PICICA: "Sabor da vida foi feito falar do preconceito ainda
existente contra os portadores de hanseníase - essa a questão central
do filme, reafirmaram Kawase e seu co-roteirista, Danriu Sukegawa, na
entrevista coletiva após o lançamento do filme em maio último, no
festival de Cannes."
O feijão e o filme
POR José Carlos Avellar Cinema | 07.12.2015
Numa loja de dorayakis, uma sobremesa tradicional no Japão, feita de duas pequenas panquecas com um recheio de an,
um doce de feijão vermelho. Tokue, uma mulher de pouco mais de 70 anos,
mostra ao jovem Sentaro como cozinhar o feijão para conseguir a correta
consistência e sabor ao recheio dos dorayakis. É preciso, diz,
limpar o feijão antes de levá-lo à panela, manter a água não muito
aquecida para não ferir o feijão, e, sobretudo, conversar com ele.

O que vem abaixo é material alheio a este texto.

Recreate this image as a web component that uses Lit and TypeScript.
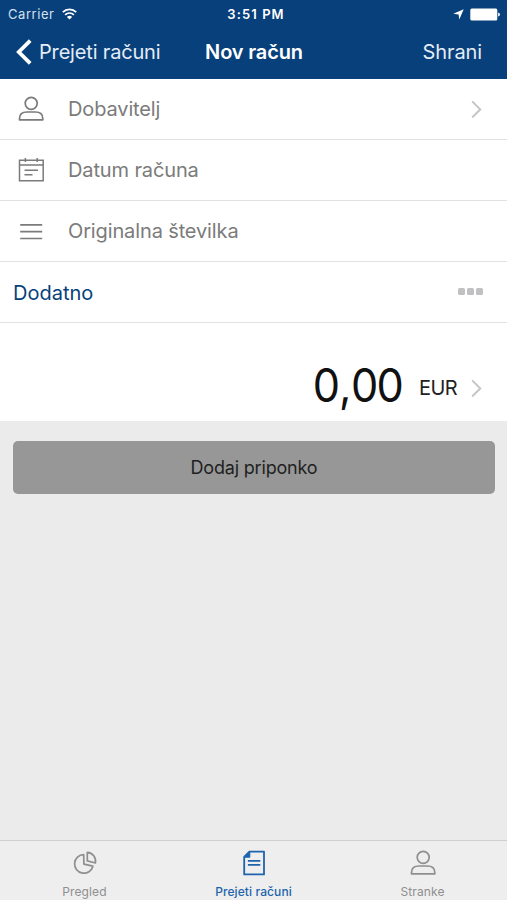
import { LitElement, html, css } from "lit";
import { customElement } from "lit/decorators.js";

const person = html`<svg width="26" height="26" viewBox="0 0 26 26" fill="none" stroke="currentColor" stroke-width="1.7">
  <circle cx="13.2" cy="7.3" r="6" />
  <path d="M1.5 23.8V22.6C1.5 17.8 5 16 9 16H17.4C21.4 16 24.8 17.8 24.8 22.6V23.8Z" stroke-linejoin="round" />
</svg>`;

const calendar = html`<svg width="26" height="26" viewBox="0 0 26 26" fill="none" stroke="currentColor" stroke-width="1.5">
  <path d="M1.5 3.2H25.2V23.8H1.5ZM1.5 7.9H25.2M7.4 1V5M19.2 1V5M6.5 13.3H20M6.5 17.8H14.5" />
</svg>`;

const lines = html`<svg width="26" height="26" viewBox="0 0 26 26" fill="none" stroke="currentColor" stroke-width="1.7">
  <path d="M2.2 6.8H24.2M2.2 13.7H24.2M2.2 20.5H24.2" />
</svg>`;

const pie = html`<svg width="26" height="26" viewBox="0 0 26 26" fill="none" stroke="currentColor" stroke-width="1.7" stroke-linejoin="round">
  <path d="M11.7 4.6A9.3 9.3 0 1 0 20.9 16.2L11.9 14.2Z" />
  <path d="M15.3 2.4V10.9L23.4 13C24.4 7.4 20.7 2.8 15.3 2.4Z" />
</svg>`;

const invoice = html`<svg width="26" height="26" viewBox="0 0 26 26" fill="none" stroke="currentColor" stroke-width="1.8">
  <path d="M8.4 1.6H23V24.4H3.2V6.8Z" stroke-linejoin="round" />
  <path d="M8.8 1.8V7.2H3.4Z" fill="currentColor" stroke-width="1" />
  <path d="M6.9 10.8H19.3M6.9 14.8H19.3" stroke-width="1.8" />
</svg>`;

const chevron = html`<svg width="11" height="18" viewBox="0 0 11 18" fill="none" stroke="#c4c4c6" stroke-width="2">
  <path d="M1.2 1.4L9.2 9.4L1.2 17.4" />
</svg>`;

@customElement("app-root")
export class AppRoot extends LitElement {
  static styles = css`
    :host {
      display: flex;
      flex-direction: column;
      height: 900px;
      width: 100%;
      overflow: hidden;
      background: #ebebeb;
      font-family: Inter, "Liberation Sans", sans-serif;
      color: #111;
    }
    svg { display: block; flex: none; }
    header { background: #08407b; color: #fff; height: 79px; flex: none; }
    .status {
      display: grid;
      grid-template-columns: 1fr auto 1fr;
      align-items: center;
      height: 27px;
      padding: 0 7px 0 8px;
      font-size: 13px;
      line-height: 27px;
    }
    .carrier { display: flex; align-items: center; gap: 7.5px; color: #d5e1ee; letter-spacing: 0.55px; }
    .carrier span { padding-top: 1px; }
    .carrier svg { margin-top: -1px; }
    .clock { font-weight: 600; letter-spacing: 1.1px; padding: 1px 0 0 4px; }
    .power { display: flex; align-items: center; justify-content: flex-end; gap: 6px; }
    .nav {
      display: grid;
      grid-template-columns: 1fr auto 1fr;
      align-items: center;
      height: 50px;
      padding: 0 25px 0 16px;
      font-size: 20px;
      color: #e4edf6;
    }
    .back { display: flex; align-items: center; gap: 7px; letter-spacing: -0.17px; white-space: nowrap; }
    .title { font-weight: 600; color: #fff; letter-spacing: -0.15px; margin-left: 9px; margin-right: -1px; }
    .save { text-align: right; letter-spacing: -0.1px; }
    .row {
      display: flex;
      align-items: center;
      box-sizing: border-box;
      height: 61px;
      flex: none;
      background: #fff;
      border-bottom: 1.5px solid #e2e2e3;
      padding: 0 25px 0 18px;
      font-size: 20px;
      color: #7b7b7b;
    }
    .row .label { margin-left: 24px; flex: 1; letter-spacing: -0.13px; }
    .row .more { margin-left: -5px; flex: 1; color: #08407b; padding-top: 2px; }
    .dots { display: flex; gap: 2px; margin: -1px -1px 0 0; }
    .dots i { width: 7px; height: 7px; border-radius: 1.5px; background: #c1c1c3; }
    .amount {
      display: flex;
      align-items: center;
      justify-content: flex-end;
      box-sizing: border-box;
      height: 98px;
      flex: none;
      background: #fff;
      padding: 32px 25px 0 0;
    }
    .sum { font-size: 46px; line-height: 56px; letter-spacing: -2px; margin-top: -7px; transform: scaleX(0.94); transform-origin: right; }
    .sum b { font-weight: inherit; margin: 0 1.5px 0 1px; }
    .cur { font-size: 20px; margin-left: 17px; margin-right: 14px; letter-spacing: -0.6px; color: #222; }
    .attach {
      margin: 20px 12px 0 13px;
      height: 53px;
      flex: none;
      border: 0;
      border-radius: 5px;
      background: #979797;
      color: #1f1f1f;
      padding: 0;
      font: 18px Inter, "Liberation Sans", sans-serif;
      letter-spacing: -0.18px;
    }
    .tabs {
      margin-top: auto;
      display: grid;
      grid-template-columns: repeat(3, 1fr);
      box-sizing: border-box;
      height: 60px;
      flex: none;
      border-top: 1.5px solid #cfcfcf;
      background: #eee;
      color: #8f8f8f;
    }
    .tab { display: flex; flex-direction: column; align-items: center; padding-top: 9px; font-size: 12px; line-height: 16px; gap: 8px; white-space: nowrap; letter-spacing: 0.1px; }
    .tab.on { color: #1d64ad; font-weight: 500; }
  `;

  private row(icon: unknown, label: string, tail: unknown = "") {
    return html`<div class="row">${icon}<span class="label">${label}</span>${tail}</div>`;
  }

  render() {
    return html`
      <header>
        <div class="status">
          <div class="carrier"><span>Carrier</span>
            <svg width="15" height="12" viewBox="0 0 15 12" fill="none" stroke="#fff" stroke-width="1.7">
              <path d="M0.8 4.2C4.5 .4 10.5 .4 14.2 4.2M3.1 6.8C5.6 4.4 9.4 4.4 11.9 6.8" />
              <path d="M4.9 8.9C6.4 7.5 8.6 7.5 10.1 8.9L7.5 11.5Z" fill="#fff" stroke="none" />
            </svg>
          </div>
          <span class="clock">3:51 PM</span>
          <div class="power">
            <svg width="11" height="11" viewBox="0 0 11 11" fill="#fff"><path d="M10.7 .3L6.3 10.6L5.6 5.6L.3 4.8Z" /></svg>
            <svg width="30" height="13" viewBox="0 0 30 13" fill="#fff"><rect x=".3" y=".5" width="27" height="12" rx="1.5" /><path d="M28.1 4.4Q30 5 30 6.5T28.1 8.6Z" /></svg>
          </div>
        </div>
        <div class="nav">
          <div class="back">
            <svg width="16" height="26" viewBox="0 0 16 26" fill="none" stroke="#fff" stroke-width="3.8"><path d="M14.2 1.6L2.8 13L14.2 24.4" /></svg>
            <span>Prejeti računi</span>
          </div>
          <span class="title">Nov račun</span>
          <span class="save">Shrani</span>
        </div>
      </header>
      ${this.row(person, "Dobavitelj", chevron)}
      ${this.row(calendar, "Datum računa")}
      ${this.row(lines, "Originalna številka")}
      <div class="row"><span class="more">Dodatno</span><span class="dots"><i></i><i></i><i></i></span></div>
      <div class="amount"><span class="sum">0<b>,</b>00</span><span class="cur">EUR</span>${chevron}</div>
      <button class="attach">Dodaj priponko</button>
      <nav class="tabs">
        <div class="tab">${pie}<span>Pregled</span></div>
        <div class="tab on">${invoice}<span>Prejeti računi</span></div>
        <div class="tab">${person}<span>Stranke</span></div>
      </nav>
    `;
  }
}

Agradecer o longo caminho feito pelo feijão até chegar à panela. Pedir
que ele trabalhe bem. Prometer trocar a água de quando em quando para
eliminar as coisas amargas que o feijão sofreu ao longo da vida. Para o
incrédulo Sentaro, o vendedor de doryakis, Tokue explica que a
natureza conversa conosco numa linguagem que não conhecemos; que é
preciso estabelecer uma relação harmoniosa com ela. Conversar com os
feijões era absolutamente necessário, para buscar um modo de responder
ao que a natureza nos diz, e pedir que ela nos desse um suave doce de
feijão.
Cena de Sabor da vida
Suave talvez seja a palavra mais apropriada para definir a
história que Naomi Kawase adaptou de um livro de Durian Sukegawa -
escritor que trabalhou com ela interpretando um dos personagens de Hanezu (2011). A história e o estilo narrativo de Sabor da vida são
mesmo suaves. À primeira vista um pouco mais que suaves: entre os
ingredientes do doce de feijão existe uma boa dose de ingenuidade.
Bem entendido, destacar a simplicidade da construção da
cena, e a da cena em si mesmo, do imediatamente visível enfim, não quer
dizer que o real mérito do filme se resuma à invenção de um espaço
ideal, feito só de harmonia e nenhum conflito. Ao contrário, o dia a dia
de Sentaro, o vendedor de dorayakis, e Tokue, a cozinheira de
pouco mais de setenta anos, é marcado por um drama que, digamos assim
para recorrer a um procedimento cinematográfico, se passa fora de
quadro. Na imagem propriamente dita apenas uma sombra imprecisa do que
ocorre neste fora de quadro. Um cliente nota os dedos deformados na mão
da cozinheira, descobre que ela vivia numa colônia de leprosos e
rapidamente a clientela, até então numerosa e deliciada com o sabor dos dorayakis de Sentaro e Tokue, desaparece. Logo ele perde a loja e se vê sem trabalho.
A delicadeza da narrativa não esconde a marginalização
imposta aos portadores de hanseníase, mesmo depois de descoberta a cura
para a doença. O enunciado suave é tão somente um modo de não arrastar o
espectador para dentro da situação narrada. Ele não é chamado a sofrer o
que os personagens sofrem. Vive e sofre numa outra dimensão, paralela,
solidária, mas outra. Não abandona a realidade em que vive para
projetar-se na realidade-outra dos personagens. Sua relação com o filme
se faz por meio de uma montagem paralela. Nenhuma projeção sentimental
na cena, mas nenhum distanciamento dela. Porque permanece em seu lugar,
pode apreender melhor a proposta do filme.
Sabor da vida foi feito falar do preconceito ainda
existente contra os portadores de hanseníase - essa a questão central
do filme, reafirmaram Kawase e seu co-roteirista, Danriu Sukegawa, na
entrevista coletiva após o lançamento do filme em maio último, no
festival de Cannes. Para evitar um preconceito às avessas, para evitar
que os espectadores fossem levados a ver os doentes como vítimas, como
incapazes, Kawase e Sukegawa decidiram mostrá-los primeiro como pessoas
normais, criativas como a velha cozinheira. Desse modo, antes do
leprosário, doryakis para o espectador sentir não a doença, mas o
preconceito em torno dela. E sentir também, talvez o que mais importa, o
prazer de se encontrar face a uma requintada e sensível construção
formal, que conversa com o cinema assim como Tokue conversa com seus
feijões.
José Carlos Avellar
Crítico e coordenador de cinema do IMS.